Monolayer graphene flakes for device fabrication were prepared on degenerately doped Si wafers with 300 nm thermal SiO₂ using the ‘Scotch-tape technique’ similar to refs 29, 30. Electrical contacts to chosen graphene flakes were defined using electron-beam lithography and deposition of 3 nm Ti and 30 nm Au. The devices were then vacuum-annealed at 120 °C below 10⁻⁷ mbar, and transferred to the cryostat for phototransport measurements. Thus, prepared devices typically showed the neutrality point at gate voltages below 10 V.

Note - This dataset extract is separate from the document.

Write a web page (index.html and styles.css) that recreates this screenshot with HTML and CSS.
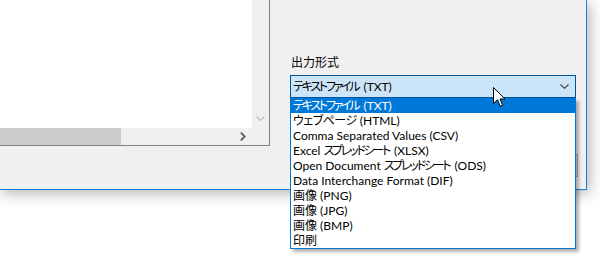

Photocurrent measurements.

Electrical transport and phototransport experiments were carried out at 4.2 K in a ⁴He bath cryostat with a variable-temperature insert, equipped with a superconducting magnet and an integrated confocal optical microscope used to project a focused laser beam onto the graphene channel while measuring the electrical response between the source and drain electrodes (top and bottom contacts in Fig. 1a) of the device; the side electrodes shown in Fig. 1a were not in contact with the device channel. Owing to the low resistance of graphene devices, measurements of photovoltage were more appropriate than photocurrent for low-level signals. To avoid large signal-level variations between photovoltage maps, we report photocurrent (PC) data converted from photovoltage (PV) measurements using PC(V_G)=PV(V_G)×G(V_G). We have also directly measured photocurrent and found similar results. Photovoltage and photocurrent measurements were carried out using a lock-in amplifier, modulating the laser intensity at 2 kHz with an optical chopper. The laser wavelength was 650 nm, and the laser power on the sample 160 nW. Four different devices were measured, showing similar behaviour.